**GIVEN INSTRUCTION**
Copy each line below that contains "React".

**DATA SHOWN**
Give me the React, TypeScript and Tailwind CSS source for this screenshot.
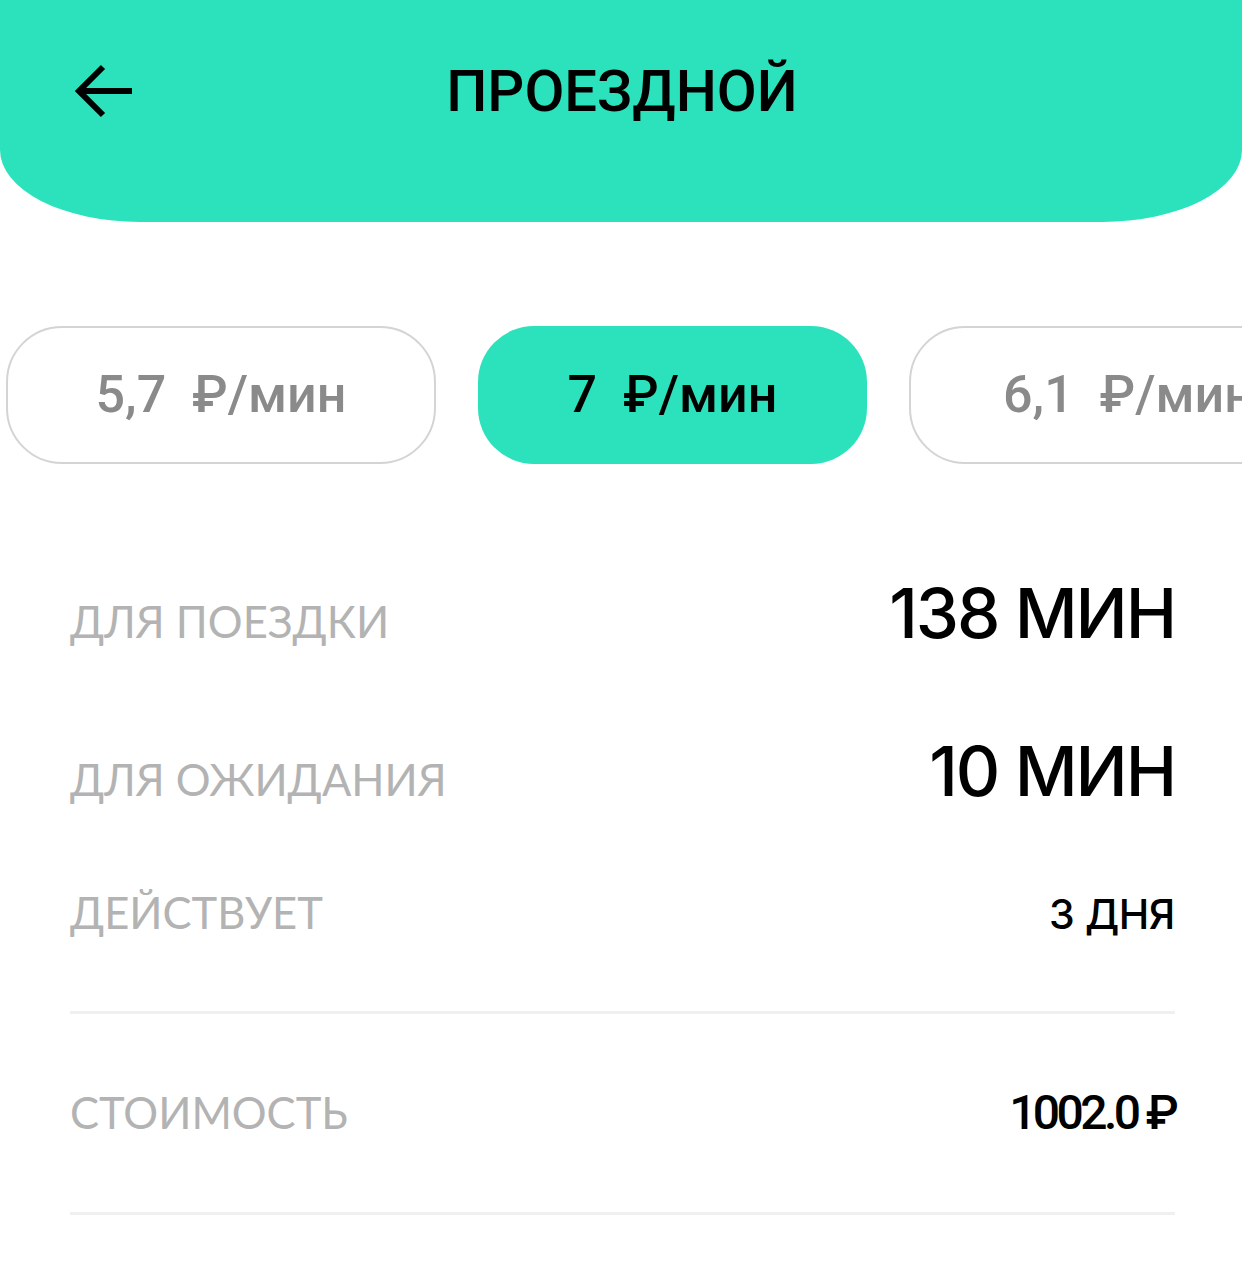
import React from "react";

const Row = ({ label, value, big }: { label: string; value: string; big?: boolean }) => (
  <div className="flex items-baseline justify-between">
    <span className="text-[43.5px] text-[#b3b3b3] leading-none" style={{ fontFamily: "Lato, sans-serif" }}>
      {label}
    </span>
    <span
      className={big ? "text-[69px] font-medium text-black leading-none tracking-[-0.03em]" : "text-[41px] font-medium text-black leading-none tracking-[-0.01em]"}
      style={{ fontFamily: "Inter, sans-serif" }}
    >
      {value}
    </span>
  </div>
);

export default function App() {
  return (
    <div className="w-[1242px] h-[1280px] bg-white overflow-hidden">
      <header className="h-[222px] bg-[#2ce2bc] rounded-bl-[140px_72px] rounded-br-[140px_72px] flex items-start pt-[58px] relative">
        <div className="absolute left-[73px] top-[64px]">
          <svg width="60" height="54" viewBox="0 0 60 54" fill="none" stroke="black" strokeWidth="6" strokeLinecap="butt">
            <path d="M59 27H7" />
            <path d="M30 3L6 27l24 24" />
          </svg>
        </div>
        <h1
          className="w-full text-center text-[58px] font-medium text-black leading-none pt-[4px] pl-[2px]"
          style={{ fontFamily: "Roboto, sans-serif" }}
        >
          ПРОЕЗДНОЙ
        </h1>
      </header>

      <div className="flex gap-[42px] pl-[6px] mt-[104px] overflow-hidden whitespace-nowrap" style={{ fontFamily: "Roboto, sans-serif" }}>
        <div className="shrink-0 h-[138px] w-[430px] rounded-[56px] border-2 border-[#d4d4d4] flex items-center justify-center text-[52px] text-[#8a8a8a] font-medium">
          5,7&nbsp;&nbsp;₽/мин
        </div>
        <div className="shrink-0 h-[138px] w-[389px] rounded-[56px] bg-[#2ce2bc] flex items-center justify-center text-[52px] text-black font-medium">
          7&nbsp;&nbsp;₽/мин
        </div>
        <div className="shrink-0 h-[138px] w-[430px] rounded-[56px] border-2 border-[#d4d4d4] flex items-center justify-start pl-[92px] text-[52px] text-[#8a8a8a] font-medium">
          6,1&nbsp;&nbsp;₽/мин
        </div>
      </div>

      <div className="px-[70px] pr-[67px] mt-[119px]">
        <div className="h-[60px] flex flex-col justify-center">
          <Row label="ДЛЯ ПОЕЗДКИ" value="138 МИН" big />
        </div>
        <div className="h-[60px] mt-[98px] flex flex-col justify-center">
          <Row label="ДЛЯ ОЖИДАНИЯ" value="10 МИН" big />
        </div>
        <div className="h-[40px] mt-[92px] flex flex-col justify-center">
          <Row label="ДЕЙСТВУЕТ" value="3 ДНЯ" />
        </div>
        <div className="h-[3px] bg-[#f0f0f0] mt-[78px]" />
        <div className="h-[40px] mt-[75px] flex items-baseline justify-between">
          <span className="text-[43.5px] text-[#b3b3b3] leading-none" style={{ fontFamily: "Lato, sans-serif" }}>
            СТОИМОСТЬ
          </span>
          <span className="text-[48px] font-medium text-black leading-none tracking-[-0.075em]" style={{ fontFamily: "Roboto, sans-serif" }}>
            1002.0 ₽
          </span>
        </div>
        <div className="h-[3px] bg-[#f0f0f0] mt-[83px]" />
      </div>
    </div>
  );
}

**EXERCISE RESPONSE**
Give me the React, TypeScript and Tailwind CSS source for this screenshot.
import React from "react";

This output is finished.